Default 256 for bnd.executor.maximumPoolSize is excessive #6175

tjwatson · 2024-07-08T16:33:15Z

See:

bnd/biz.aQute.bndlib/src/aQute/bnd/osgi/ExecutorGroup.java

Lines 70 to 71 in c9ea777

    
           this(2, Integer.getInteger("bnd.executor.maximumPoolSize", 256) 
        
           	.intValue());

For a very large workspace, like Open Liberty, this can cause massive contention on the Memoize<Workspace> in bndtools.central.Central.workspace when launching the Eclipse workspace, in some cases it can take hours. If I set bnd.executor.maximumPoolSize to something more reasonable (e.g. 16) then my workspace can launch much faster by allowing the threads to make progress without the massive contention.

Here is a thread dump that shows the contention on aQute.bnd.memoize.MemoizingSupplier@a4f5f834 out.threads.txt

It is unclear to me if the contention can somehow be removed, or if a better approach is to give a more reasonable default, like the number of cores available on the system.

The text was updated successfully, but these errors were encountered:

chrisrueger · 2024-07-08T18:48:16Z

Related #5112 PR #5116

chrisrueger · 2024-07-08T19:30:25Z

more reasonable default, like the number of cores available on the system.

I think this is a reasonable suggestion. I tried it out locally, and could not observe a noticable negative difference for our project. Since you could set it via System.property one can set a higher value if needed.

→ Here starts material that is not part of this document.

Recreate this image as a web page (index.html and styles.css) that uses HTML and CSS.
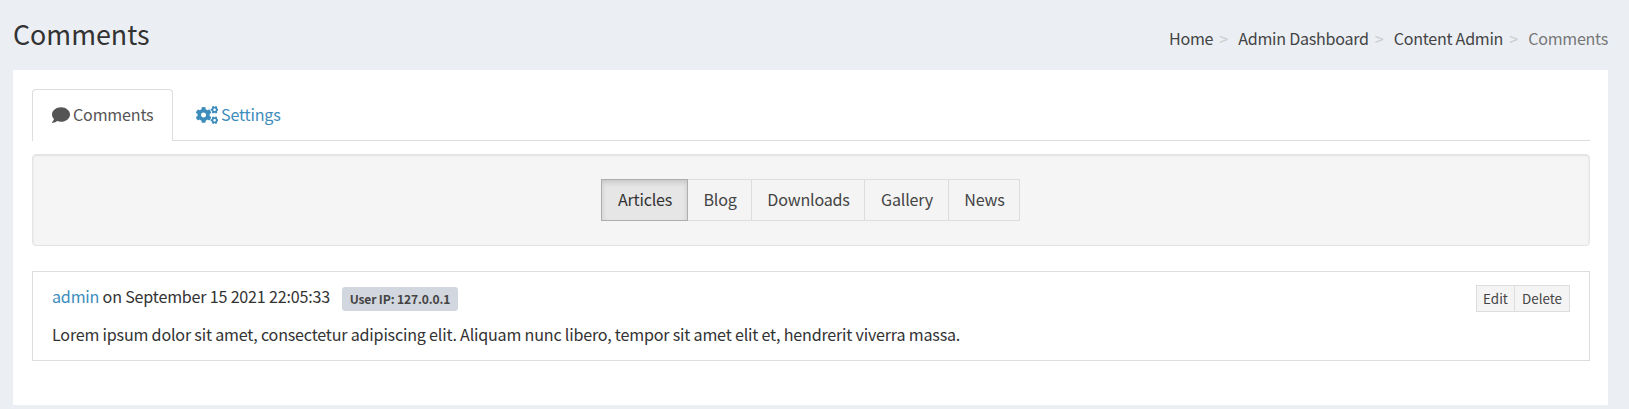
FILE: index.html
```html
<!DOCTYPE html>
<html lang="en">
<head>
<meta charset="utf-8">
<title>Comments</title>
<link rel="stylesheet" href="styles.css">
</head>
<body>
<header class="page-header">
  <h1 class="title">Comments</h1>
  <nav class="breadcrumb">
    <a class="crumb crumb-home" href="#">Home</a><span class="sep">&gt;</span>
    <a class="crumb crumb-dash" href="#">Admin Dashboard</a><span class="sep">&gt;</span>
    <a class="crumb crumb-content" href="#">Content Admin</a><span class="sep">&gt;</span>
    <span class="crumb current">Comments</span>
  </nav>
</header>
<main class="panel">
  <nav class="tabs">
    <a class="tab active" href="#">
      <svg class="icon-comment" viewBox="0 0 512 512"><path d="M256 32C114.6 32 0 125.1 0 240c0 49.6 21.4 95 57 130.7C44.5 421.1 2.7 466 2.2 466.5c-2.2 2.3-2.8 5.7-1.5 8.7S4.8 480 8 480c66.3 0 116-31.8 140.6-51.4 32.7 12.3 69 19.4 107.4 19.4 141.4 0 256-93.1 256-208S397.4 32 256 32z"/></svg>
      <span>Comments</span>
    </a>
    <a class="tab" href="#">
      <svg class="icon-cogs" viewBox="0 0 640 512"><path d="M512.1 191l-8.2 14.3c-3 5.3-9.4 7.5-15.1 5.4-11.8-4.4-22.6-10.7-32.1-18.6-4.6-3.8-5.8-10.5-2.8-15.7l8.2-14.3c-6.9-8-12.3-17.3-15.9-27.4h-16.5c-6 0-11.2-4.3-12.2-10.3-2-12-2.1-24.6 0-37.1 1-6 6.2-10.4 12.2-10.4h16.5c3.6-10.1 9-19.4 15.9-27.4l-8.2-14.3c-3-5.2-1.9-11.9 2.8-15.7 9.5-7.9 20.4-14.2 32.1-18.6 5.7-2.1 12.1.1 15.1 5.4l8.2 14.3c10.5-1.9 21.2-1.9 31.7 0L552 6.3c3-5.3 9.4-7.5 15.1-5.4 11.8 4.4 22.6 10.7 32.1 18.6 4.6 3.8 5.8 10.5 2.8 15.7l-8.2 14.3c6.9 8 12.3 17.3 15.9 27.4h16.5c6 0 11.2 4.3 12.2 10.3 2 12 2.1 24.6 0 37.1-1 6-6.2 10.4-12.2 10.4h-16.5c-3.6 10.1-9 19.4-15.9 27.4l8.2 14.3c3 5.2 1.9 11.9-2.8 15.7-9.5 7.9-20.4 14.2-32.1 18.6-5.7 2.1-12.1-.1-15.1-5.4l-8.2-14.3c-10.4 1.9-21.2 1.9-31.7 0zm-10.5-58.8c38.5 29.6 82.4-14.3 52.8-52.8-38.5-29.7-82.4 14.3-52.8 52.8zM386.3 286.1l33.7 16.8c10.1 5.8 14.5 18.1 10.5 29.1-8.9 24.2-26.4 46.4-42.6 65.8-7.4 8.9-20.2 11.1-30.3 5.3l-29.1-16.8c-16 13.7-34.6 24.6-54.9 31.7v33.6c0 11.6-8.3 21.6-19.7 23.6-24.6 4.2-50.4 4.4-75.9 0-11.5-2-20-11.9-20-23.6V418c-20.3-7.2-38.9-18-54.9-31.7L74 403c-10 5.8-22.9 3.6-30.3-5.3-16.2-19.4-33.3-41.6-42.2-65.7-4-10.9.4-23.2 10.5-29.1l33.3-16.8c-3.9-20.9-3.9-42.4 0-63.4L12 205.8c-10.1-5.8-14.6-18.1-10.5-29 8.9-24.2 26-46.4 42.2-65.8 7.4-8.9 20.2-11.1 30.3-5.3l29.1 16.8c16-13.7 34.6-24.6 54.9-31.7V57.1c0-11.5 8.2-21.5 19.6-23.5 24.6-4.2 50.5-4.4 76-.1 11.5 2 20 11.9 20 23.6v33.6c20.3 7.2 38.9 18 54.9 31.7l29.1-16.8c10-5.8 22.9-3.6 30.3 5.3 16.2 19.4 33.2 41.6 42.1 65.8 4 10.9.1 23.2-10 29.1l-33.7 16.8c3.9 21 3.9 42.5 0 63.5zm-117.6 21.1c59.2-77-28.7-164.9-105.7-105.7-59.2 77 28.7 164.9 105.7 105.7zm243.4 182.7l-8.2 14.3c-3 5.3-9.4 7.5-15.1 5.4-11.8-4.4-22.6-10.7-32.1-18.6-4.6-3.8-5.8-10.5-2.8-15.7l8.2-14.3c-6.9-8-12.3-17.3-15.9-27.4h-16.5c-6 0-11.2-4.3-12.2-10.3-2-12-2.1-24.6 0-37.1 1-6 6.2-10.4 12.2-10.4h16.5c3.6-10.1 9-19.4 15.9-27.4l-8.2-14.3c-3-5.2-1.9-11.9 2.8-15.7 9.5-7.9 20.4-14.2 32.1-18.6 5.7-2.1 12.1.1 15.1 5.4l8.2 14.3c10.5-1.9 21.2-1.9 31.7 0l8.2-14.3c3-5.3 9.4-7.5 15.1-5.4 11.8 4.4 22.6 10.7 32.1 18.6 4.6 3.8 5.8 10.5 2.8 15.7l-8.2 14.3c6.9 8 12.3 17.3 15.9 27.4h16.5c6 0 11.2 4.3 12.2 10.3 2 12 2.1 24.6 0 37.1-1 6-6.2 10.4-12.2 10.4h-16.5c-3.6 10.1-9 19.4-15.9 27.4l8.2 14.3c3 5.2 1.9 11.9-2.8 15.7-9.5 7.9-20.4 14.2-32.1 18.6-5.7 2.1-12.1-.1-15.1-5.4l-8.2-14.3c-10.4 1.9-21.2 1.9-31.7 0zM501.6 431c38.5 29.6 82.4-14.3 52.8-52.8-38.5-29.6-82.4 14.3-52.8 52.8z"/></svg>
      <span>Settings</span>
    </a>
  </nav>
  <div class="well">
    <div class="group">
      <a class="btn pressed" href="#">Articles</a>
      <a class="btn blog" href="#">Blog</a>
      <a class="btn downloads" href="#">Downloads</a>
      <a class="btn gallery" href="#">Gallery</a>
      <a class="btn news" href="#">News</a>
    </div>
  </div>
  <article class="comment">
    <div class="meta">
      <p class="byline"><a class="author" href="#">admin</a> on September 15 2021 22:05:33</p>
      <span class="badge">User IP: 127.0.0.1</span>
      <div class="actions"><a class="small edit" href="#">Edit</a><a class="small delete" href="#">Delete</a></div>
    </div>
    <p class="text">Lorem ipsum dolor sit amet, consectetur adipiscing elit. Aliquam nunc libero, tempor sit amet elit et, hendrerit viverra massa.</p>
  </article>
</main>
</body>
</html>
```
FILE: styles.css
```css
* { box-sizing: border-box; }
body {
  margin: 0;
  height: 409px;
  overflow: hidden;
  background: #ebeff4;
  color: #333;
  font: 16.1px/26px "Noto Sans CJK SC", "Noto Sans", sans-serif;
  letter-spacing: -0.197px;
  white-space: nowrap;
}
a { color: inherit; text-decoration: none; }
p { margin: 0; }
.page-header {
  display: flex;
  justify-content: space-between;
  height: 70px;
  padding: 14px 21px 0 13px;
}
.title {
  margin: 0;
  font-size: 26.8px;
  font-weight: 400;
  line-height: 40px;
  letter-spacing: 0;
}
.breadcrumb { display: flex; padding-top: 11px; color: #444; letter-spacing: -0.27px; }
.sep { width: 25px; padding-left: 6px; color: #ccc; font-size: 16px; }
.current { color: #777; }
.panel {
  height: 335px;
  margin: 0 21px 0 13px;
  padding: 19px 18px 0 19px;
  background: #fff;
}
.tabs {
  display: flex;
  height: 52px;
  border-bottom: 1px solid #ddd;
}
.tab {
  display: flex;
  align-items: flex-start;
  height: 52px;
  gap: 3px;
  padding: 11px 19px 0;
  border: 1px solid transparent;
  border-bottom: 0;
  color: #3c8dbc;
}
.active {
  width: 141px;
  margin-right: 2.6px;
  border-color: #ddd;
  border-radius: 4px 4px 0 0;
  background: #fff;
  color: #555;
}
.icon-comment, .icon-cogs { flex: none; height: 18px; margin-top: 5px; fill: currentColor; }
.icon-comment { width: 18px; }
.icon-cogs { width: 22.5px; }
.well {
  display: flex;
  justify-content: center;
  height: 92px;
  margin-top: 13px;
  padding: 24px 2px 0 0;
  border: 1px solid #e3e3e3;
  border-radius: 4px;
  background: #f5f5f5;
  box-shadow: inset 0 1px 2px rgba(0,0,0,.08);
}
.group { display: flex; height: 42px; background: #f4f4f4; color: #444; }
.btn {
  padding-left: 2px;
  border: 1px solid #ddd;
  border-left: 0;
  line-height: 38px;
  text-align: center;
}
.pressed {
  width: 87px;
  border: 1px solid #adadad;
  background: #e6e6e6;
  color: #333;
  box-shadow: inset 0 3px 5px rgba(0,0,0,.125);
}
.blog { width: 64px; }
.downloads { width: 113px; }
.gallery { width: 84px; }
.news { width: 71px; }
.comment {
  height: 90px;
  margin-top: 25px;
  padding: 11px 19px 0 19px;
  border: 1px solid #ddd;
}
.meta { display: flex; height: 38px; }
.badge {
  width: 116px;
  height: 24px;
  margin: 4px 0 0 12px;
  border-radius: 3px;
  background: #d2d6de;
  color: #444;
  font-size: 12.1px;
  font-weight: 700;
  line-height: 24px;
  letter-spacing: -0.15px;
  text-align: center;
}
.actions { display: flex; height: 27px; margin: 2px 0 0 auto; color: #444; }
.small {
  border: 1px solid #ddd;
  background: #f4f4f4;
  font-size: 13.4px;
  line-height: 25px;
  letter-spacing: 0;
  text-align: center;
}
.edit { width: 38px; border-right: 0; }
.delete { width: 56px; }
.author { color: #3c8dbc; }
```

tjwatson · 2024-07-08T20:20:14Z

I think this is a reasonable suggestion. I tried it out locally, and could not observe a noticable negative difference for our project. Since you could set it via System.property one can set a higher value if needed.

I can get a PR going but will likely be next week, unless someone gets to it before then.

pkriens · 2024-07-09T06:56:15Z

@bjhargrave any feedback on this?

pkriens · 2024-07-09T06:58:07Z

I always felt the enormous number was kind of annoying. But I recall vaguely something with download deadlocks. We download stuff massively with a new workspace. Since we use a thread per download, and these threads are suspended while waiting for input, we might have to give them a separate pool?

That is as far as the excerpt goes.